Stears has announced that Nigeria’s inflation rate may rise to 30 per cent by December 2023.
The data-driven insights provider announced this while unveiling its Pan-African inflation forecasts. It projected that Nigeria’s annual inflation rate is set to climb steadily until year-end, culminating at around 30 per cent, a level not attained since the country’s modern democratic era.
The firm stated that its forecasts are based on trusted econometric tools that consider a myriad of factors driving inflation, from general to country-specific dynamics.

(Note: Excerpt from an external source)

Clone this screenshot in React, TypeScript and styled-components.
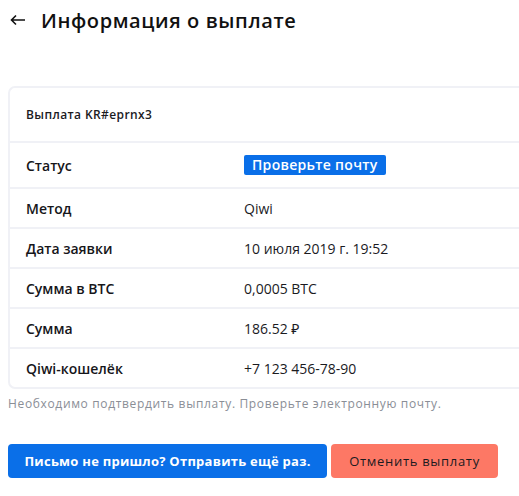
import React from "react";
import styled, { createGlobalStyle } from "styled-components";

const Global = createGlobalStyle`
  html, body { margin: 0; padding: 0; background: #fff; overflow: hidden; }
  body { font-family: "Open Sans", "Noto Sans", sans-serif; color: #1b1b1f; }
`;

const Page = styled.div`
  width: 519px;
  padding: 0 0 0 8px;
  box-sizing: border-box;
`;

const Header = styled.div`
  display: flex;
  align-items: center;
  height: 40px;
  padding-left: 2px;
  gap: 15px;
`;

const Back = styled.svg`
  width: 16px;
  height: 12px;
  display: block;
`;

const Title = styled.h1`
  margin: 0;
  font-size: 20px;
  font-weight: 600;
  letter-spacing: 0.6px;
  color: #111;
`;

const Card = styled.div`
  margin-top: 46px;
  border: 2px solid #f0f1f6;
  border-right: none;
  border-radius: 7px 0 0 7px;
  background: #fff;
`;

const CardHead = styled.div`
  height: 53px;
  display: flex;
  align-items: center;
  padding-left: 16px;
  font-size: 12px;
  font-weight: 600;
  letter-spacing: 0.4px;
  border-bottom: 2px solid #f0f1f6;
`;

const Row = styled.div<{ $tall?: boolean; $last?: boolean }>`
  height: ${(p) => (p.$tall ? 44 : 38)}px;
  display: grid;
  grid-template-columns: 218px 1fr;
  align-items: center;
  padding-left: 16px;
  font-size: 14px;
  border-bottom: ${(p) => (p.$last ? "none" : "2px solid #f0f1f6")};
`;

const Label = styled.span`
  font-weight: 600;
  color: #16161a;
`;

const Value = styled.span`
  font-weight: 400;
  color: #1b1b1f;
`;

const Badge = styled.span`
  justify-self: start;
  background: #0a6fe8;
  color: #fff;
  font-weight: 600;
  font-size: 14px;
  letter-spacing: 0.3px;
  padding: 0 8px;
  height: 20px;
  line-height: 20px;
  border-radius: 2px;
`;

const Note = styled.p`
  margin: 6px 0 0;
  font-size: 12px;
  letter-spacing: 0.65px;
  color: #8a8e96;
  font-weight: 500;
`;

const Actions = styled.div`
  display: flex;
  gap: 4px;
  margin-top: 32px;
`;

const Button = styled.button<{ $variant: "primary" | "danger" }>`
  height: 34px;
  border: none;
  border-radius: 4px;
  font-family: inherit;
  font-size: 13px;
  padding: 0;
  width: ${(p) => (p.$variant === "primary" ? 319 : 167)}px;
  background: ${(p) => (p.$variant === "primary" ? "#0a6fe8" : "#fd7865")};
  color: ${(p) => (p.$variant === "primary" ? "#fff" : "#1b1b1f")};
  font-weight: ${(p) => (p.$variant === "primary" ? 700 : 400)};
  letter-spacing: ${(p) => (p.$variant === "primary" ? 0.25 : 0.7)}px;
`;

const rows: [string, string][] = [
  ["Метод", "Qiwi"],
  ["Дата заявки", "10 июля 2019 г. 19:52"],
  ["Сумма в BTC", "0,0005 BTC"],
  ["Сумма", "186.52 ₽"],
  ["Qiwi-кошелёк", "+7 123 456-78-90"],
];

export default function App() {
  return (
    <Page>
      <Global />
      <Header>
        <Back viewBox="0 0 16 12">
          <path d="M15 6H1.5M6 1.5L1.5 6L6 10.5" fill="none" stroke="#111" strokeWidth="1.6" />
        </Back>
        <Title>Информация о выплате</Title>
      </Header>
      <Card>
        <CardHead>Выплата KR#eprnx3</CardHead>
        <Row $tall>
          <Label>Статус</Label>
          <Badge>Проверьте почту</Badge>
        </Row>
        {rows.map(([l, v], i) => (
          <Row key={l} $last={i === rows.length - 1}>
            <Label>{l}</Label>
            <Value>{v}</Value>
          </Row>
        ))}
      </Card>
      <Note>Необходимо подтвердить выплату. Проверьте электронную почту.</Note>
      <Actions>
        <Button $variant="primary">Письмо не пришло? Отправить ещё раз.</Button>
        <Button $variant="danger">Отменить выплату</Button>
      </Actions>
    </Page>
  );
}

In a statement, Stears’ Head of Insights, Fadekemi Abiru, said, “In September, we saw the exchange rate premium—the differential between official and parallel rates—rise to 25.2 per cent, which is a significant increase from what it was in August.
“We expect this gap to keep widening and exerting further inflationary pressures unless we see significant dollar inflows into the economy. We have also had heavy and prolonged rainy season, which has affected harvests. Following the recent release of Nigeria’s September 2023 inflation data, the country’s forecasts have been prioritised, with Kenya’s projections scheduled for early November and forecasts for other African nations coming in early 2024.”
The firm noted that its forecasts aim to guide corporates, professionals, and policymakers in their short-to-medium term pricing, investment, and policy decisions. It added that its inflation forecasts, spanning from October 2023 to December 2024, include both average and year-end predictions for 2023 and 2024.
Nigeria has one of the highest inflation rates in the world and an estimated four million people were pushed into poverty between January and May 2023 because of the worsening cost of living.
According to the World Bank, the removal of fuel subsidy and devaluation and unification of the exchange rate system will continue to increase the inflationary pressure in the country in the near term and erode the purchasing power of the average Nigerian.
In its recent Africa Pulse report, the World Bank noted, “The incoming Tinubu administration implemented a series of reforms that included the removal of fuel subsidies and the devaluation and unification of the exchange rate system.
“Petroleum prices have more than tripled since the subsidies were lifted at the end of May. The naira has weakened by nearly 40 percent against the US dollar since the mid-June devaluation. Although these measures are intended to improve the fiscal and external accounts of the nation, their inflationary effects in the near term can erode the purchasing power of households and weigh on economic activity.”
The country’s inflation rate is now well above the World Bank’s projected inflation rate of 25 per cent for 2023.
In its recent World Economic Outlook report, the International Monetary Fund predicted that high inflation is expected to slow Nigeria’s economic growth to 2.9 per cent in 2023.